I left Johannesburg on the 12th of February on a journey that was to take 30 hours. We were bussed out to our Airbus on time, and before I could begin feeling homesick, pushed back from our parking spot. And then we stopped. And waited. We waited longer than any plane should have to wait for a slot to taxi and take off. And then the captain came on: he with his calm, monotone voice, the one that couldn’t possibly be concealing any worry or irritability.
“Hi folks. You’re probably wondering why we aren’t moving,” he began, stating the obvious. “Well, we are unfortunately stuck on the pushback tractor. The airport was trying out flashy new technology, where one rides the plane’s front wheel right up onto the tug … and now our wheel is stuck. I’ll keep you updated; I’m sure we will get going very soon though.”
But he was lying through his teeth, of course. They always do. Eventually, half an hour later, with no updates from him, his first mate or any of the flight attendants, we lurched off the tractor and were on our way. The rest of the trip to Frankfurt, Germany, was uneventful – the plane half empty and, with two seats to myself, I managed to doze, resuscitate my comatose backside, doze, stretch my aching legs, doze … and so on for 10 hours.
After a few hours of wandering Frankfurt’s airport like a zombie, I boarded my next flight for Vancouver. This time the plane was chock-a-block and I ended up next to a quiet German woman on her way to heli-ski in BC, and an older lady who hailed from Glasgow and was now living in Wigan, an outcast of a town sandwiched between its better-known neighbours Liverpool and Manchester. She unpacked snack after snack, and tabloid magazine after tabloid magazine and settled in for the flight. I soon discovered that she wasn’t quite as demure as the German next to her.
In fact, a few whiskeys into the flight and she was laughing raucously at Forrest Gump, completely unaware that she was not alone in her living room with her husband. The few times I did manage to nap I was woken, heart racing, by a god-awful screech in my right ear.
“OCH GIVE ME ANOTHER WEE WHISKEY THERE, LUV. AND MAKE IT A DOUBLE! ON THE ROCKS, OF COURSE! THERE’S A DEAR”
The flight attendant, who was at my left ear, could have heard her order from first class, 50 rows away, so loud was my delightful old Glaswegian neighbour. She was sweet, though (I discovered, when we chatted in the wee hours of the morning.) Loud and sweet.

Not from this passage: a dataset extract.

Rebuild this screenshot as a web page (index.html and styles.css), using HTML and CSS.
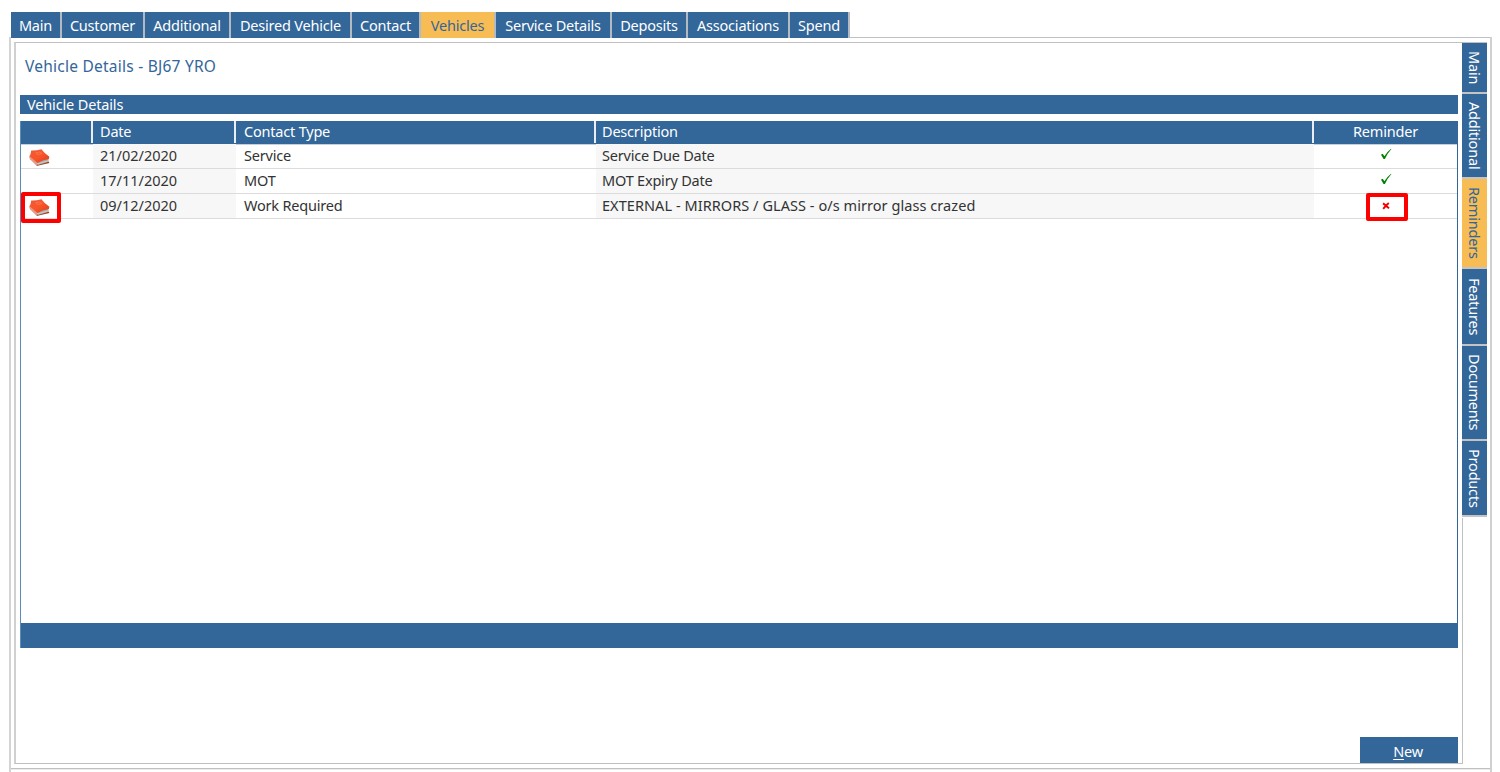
FILE: index.html
```html
<!DOCTYPE html>
<html lang="en">
<head>
<meta charset="UTF-8">
<title>Vehicle Details</title>
<link rel="stylesheet" href="styles.css">
</head>
<body>

<svg class="defs" aria-hidden="true">
  <defs>
    <linearGradient id="cover" x1="0" y1="0" x2="1" y2="1">
      <stop offset="0" stop-color="#ee5a38"/>
      <stop offset="0.5" stop-color="#fb5429"/>
      <stop offset="1" stop-color="#d8401c"/>
    </linearGradient>
  </defs>
  <symbol id="book" viewBox="0 0 22 20">
    <path d="M8.5 18 L21.4 14.9 L20.6 13.6 L9 16Z" fill="#a33a26"/>
    <path d="M9.2 13 L20.4 10 L20.6 13.8 L9.4 17.2Z" fill="#a9aba8"/>
    <path d="M9.6 15.8 L20.4 12.8" stroke="#d9dad8" stroke-width="0.7"/>
    <path d="M1.2 8 Q1.2 10 2 11.3 L8.8 17.9 L9.4 13.4Z" fill="#e39a88"/>
    <path d="M3.2 2.4 Q8.5 2.6 13.4 1.2 Q16.5 5.4 21.4 8.8 L20.8 11 Q14.5 12 9.6 14.9 L1.4 8.3 Q3 6 3.2 2.4Z" fill="url(#cover)"/>
    <path d="M7.8 4.8 L12 3.9 L13.8 5.5 L9.4 6.6Z" fill="none" stroke="#ff8560" stroke-width="0.6"/>
  </symbol>
  <symbol id="tick" viewBox="0 0 12 12">
    <path d="M1 6.8 L2.7 5.8 L4.4 8.2 Q7 4 11 0.8 L11.4 1.1 Q7.4 5.5 4.9 11 L3.6 11Z" fill="#008000"/>
  </symbol>
  <symbol id="cross" viewBox="0 0 8 8">
    <path d="M1 1.4 Q4 3.4 7 6.4 M6.8 1 Q3.8 3.4 1.2 6.8" fill="none" stroke="#f00000" stroke-width="1.9"/>
  </symbol>
</svg>

<nav class="tabs">
  <a>Main</a>
  <a>Customer</a>
  <a>Additional</a>
  <a>Desired Vehicle</a>
  <a>Contact</a>
  <a class="active">Vehicles</a>
  <a>Service Details</a>
  <a>Deposits</a>
  <a>Associations</a>
  <a>Spend</a>
</nav>

<div class="frame">
  <div class="panel">
    <h1>Vehicle Details - BJ67 YRO</h1>
    <h2>Vehicle Details</h2>

    <div class="grid">
      <div class="row head">
        <div></div>
        <div>Date</div>
        <div>Contact Type</div>
        <div>Description</div>
        <div>Reminder</div>
      </div>
      <div class="row">
        <div><svg class="book"><use href="#book"/></svg></div>
        <div class="date">21/02/2020</div>
        <div>Service</div>
        <div>Service Due Date</div>
        <div><svg class="tick"><use href="#tick"/></svg></div>
      </div>
      <div class="row">
        <div></div>
        <div class="date">17/11/2020</div>
        <div>MOT</div>
        <div>MOT Expiry Date</div>
        <div><svg class="tick"><use href="#tick"/></svg></div>
      </div>
      <div class="row">
        <div><svg class="book"><use href="#book"/></svg><span class="mark mark-book"></span></div>
        <div class="date">09/12/2020</div>
        <div>Work Required</div>
        <div><span class="long">EXTERNAL - MIRRORS / GLASS - o/s mirror glass crazed</span></div>
        <div><svg class="cross"><use href="#cross"/></svg><span class="mark mark-cross"></span></div>
      </div>
      <div class="grid-foot"></div>
    </div>

    <button class="new"><span><u>N</u>ew</span></button>
  </div>

  <nav class="side">
    <a>Main</a>
    <a>Additional</a>
    <a class="active">Reminders</a>
    <a>Features</a>
    <a>Documents</a>
    <a>Products</a>
    <div class="side-rest"></div>
  </nav>
</div>

</body>
</html>
```
FILE: styles.css
```css
* { box-sizing: border-box; }

body {
  margin: 0;
  height: 772px;
  padding: 12px 8px 0 9px;
  overflow: hidden;
  background: #fff;
  color: #333;
  font-family: "Noto Sans", sans-serif;
  font-size: 14.5px;
  letter-spacing: -0.2px;
  white-space: nowrap;
}

.defs {
  position: absolute;
  width: 0;
  height: 0;
}

/* top tabs */
.tabs {
  display: grid;
  grid-template-columns: 51px 83px 86px 121px 69px 75px 116px 76px 102px 60px;
  width: 839px;
  height: 26px;
  margin-left: 2px;
}

.tabs a {
  background: #336699;
  color: #fff;
  border-right: 2px solid #b4bac2;
  line-height: 27px;
  height: 26px;
  text-align: center;
}

.tabs .active {
  background: #f8bc55;
  color: #336699;
}

/* outer frame */
.frame {
  display: flex;
  height: 735px;
  padding: 4px 3px 0 3px;
  border-left: 2px solid #d4d4d4;
  border-right: 2px solid #d0d0d0;
  background:
    linear-gradient(#c0c0c0, #c0c0c0) 839px 0 / 100% 1px no-repeat,
    linear-gradient(#c0c0c0, #c0c0c0) 0 731px / 100% 1px no-repeat,
    linear-gradient(#ececec, #ececec) 0 732px / 100% 1px no-repeat;
  margin-top: -1px;
}

.panel {
  display: flex;
  flex-direction: column;
  width: 1448px;
  height: 722px;
  margin-top: 1px;
  padding: 0 4px;
  border: 1px solid #c0c0c0;
  border-left: 2px solid #d0d0d0;
  border-right: 0;
}

h1, h2 {
  margin: 0;
  font-size: inherit;
  font-weight: normal;
}

h1 {
  height: 52px;
  padding-left: 5px;
  font-size: 15.5px;
  letter-spacing: 0.24px;
  line-height: 47px;
  color: #336699;
}

h2 {
  height: 19px;
  margin-bottom: 7px;
  padding-left: 7px;
  background: #336699;
  color: #fff;
  letter-spacing: -0.15px;
  line-height: 19px;
}

/* reminders grid */
.grid {
  display: flex;
  flex-direction: column;
  height: 527px;
  border-left: 1px solid #5e8cba;
  border-right: 1px solid #336699;
}

.row {
  display: grid;
  grid-template-columns: 72px 143px 360px 718px 1fr;
  height: 25px;
  border-bottom: 1px solid #dcdcdc;
  line-height: 23px;
}

.row > div {
  position: relative;
  padding-left: 7px;
}

.row > div:nth-child(even) { background: #f7f7f7; }
.row > div:nth-child(3) { padding-left: 8px; }
.row > div:nth-child(4) { padding-left: 6px; }

.row > div:last-child {
  padding: 0;
  text-align: center;
}

.row.head {
  position: relative;
  height: 23px;
  background: #336699;
  color: #fff;
  border-bottom: 0;
  box-shadow: 0 1px #c3d1df;
  line-height: 20px;
}

.row.head > div:nth-child(n) { background: none; }

.row.head > div:not(:last-child) {
  border-right: 2px solid #e8eef4;
  height: 22px;
}

.date { letter-spacing: 0; }

.long { letter-spacing: 0.06px; }

.grid-foot {
  height: 25px;
  margin-top: auto;
  background: #336699;
}

.row svg { display: block; }

.row .book {
  width: 22px;
  height: 20px;
  margin-top: 4px;
}

.row .tick {
  width: 12px;
  height: 12px;
  margin: 4px auto 0;
}

.row .cross {
  width: 8px;
  height: 8px;
  margin: 8px auto 0;
}

/* red highlight boxes over the last row */
.mark {
  position: absolute;
  border: 4px solid #f00;
  border-radius: 2px;
}

.mark-book {
  z-index: 1;
  top: -2px;
  left: 0;
  width: 40px;
  height: 31px;
}

.mark-cross {
  top: -1px;
  left: 52px;
  width: 42px;
  height: 28px;
}

.new {
  width: 98px;
  height: 26px;
  margin: auto 0 0 auto;
  padding: 0 2px 0 0;
  border: 0;
  background: #336699;
  color: #fff;
  font: inherit;
  letter-spacing: inherit;
  line-height: 28px;
}

.new u { text-underline-offset: 2px; }

/* vertical tabs */
.side {
  display: grid;
  grid-template-rows: 51px 85px 90px 77px 95px 76px 1fr;
  width: 25px;
  height: 722px;
  margin-top: 1px;
  border-top: 1px solid #c0c0c0;
}

.side a {
  background: #336699;
  color: #fff;
  border-bottom: 2px solid #c4c4c4;
  writing-mode: vertical-rl;
  line-height: 25px;
  text-align: center;
}

.side .active {
  background: #f8bc55;
  color: #336699;
}

.side-rest {
  margin-top: 1px;
  border-left: 1px solid #c0c0c0;
}
```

But she had nothing decibel-wise on the little boy three rows down. He screamed from the time his mom tethered him to her lap before take-off, right through supper and into the bassinet. I will forever remember the few movies I watched on the flight as having a “scream” soundtrack. He did quiet down for a bit in the middle, and then, as the attendants rolled out breakfast two hours before landing, he started his wailing again – finally leading us all whimpering into Vancouver airport’s welcoming embrace. His mother smiled sweetly at him throughout, the flight attendants smiled sweetly at him, and I hatched a myriad of plans on how to shut him up. Unfortunately I never got to carry them out. The one involving sneaking copious amounts of alcohol into his milk bottle would have worked, I’m sure!
Then there was the Asian family who were seated in row 49, whose carry-on baggage was just too large for the overhead lockers. I watched entranced at how first the dad, then the son and then the daughter tried to shove the bag in and close the latch. It was turned this way and that, duty-free purchases and coats were jammed in above the bag, beside the bag, under the bag and finally in another locker altogether. Eventually, after an uproariously entertaining eternity, with the daughter on the son’s shoulders, pushing with all the might she could muster from her shoulder, she latched row 48’s luggage locker shut with a loud click. I think I heard the bag groan inside. Or perhaps it was sniggering.
And then the passenger actually sitting in row 48 arrived, opened the locker, wedged his laptop bag in alongside the Asian family’s (still) too large carry-on … And so recommenced the same dance. I should have helped, maybe, but then I would have missed out on better entertainment than anything the airline could offer us all flight.
I could go on about the flight, talking about the young Bavarians who played drinking games and giggled for hours, or of the solid, sawdust-like dry gluten-free bread foisted on me at every meal, or of the stomach churning turbulence over the north Atlantic, or the stark beauty of Nunavut, but I won’t. Like any journey, this post must also end.
I love flying: the characters, the entertainment, the reality of it all. I’m just about ready for my next travel adventure … What’s next?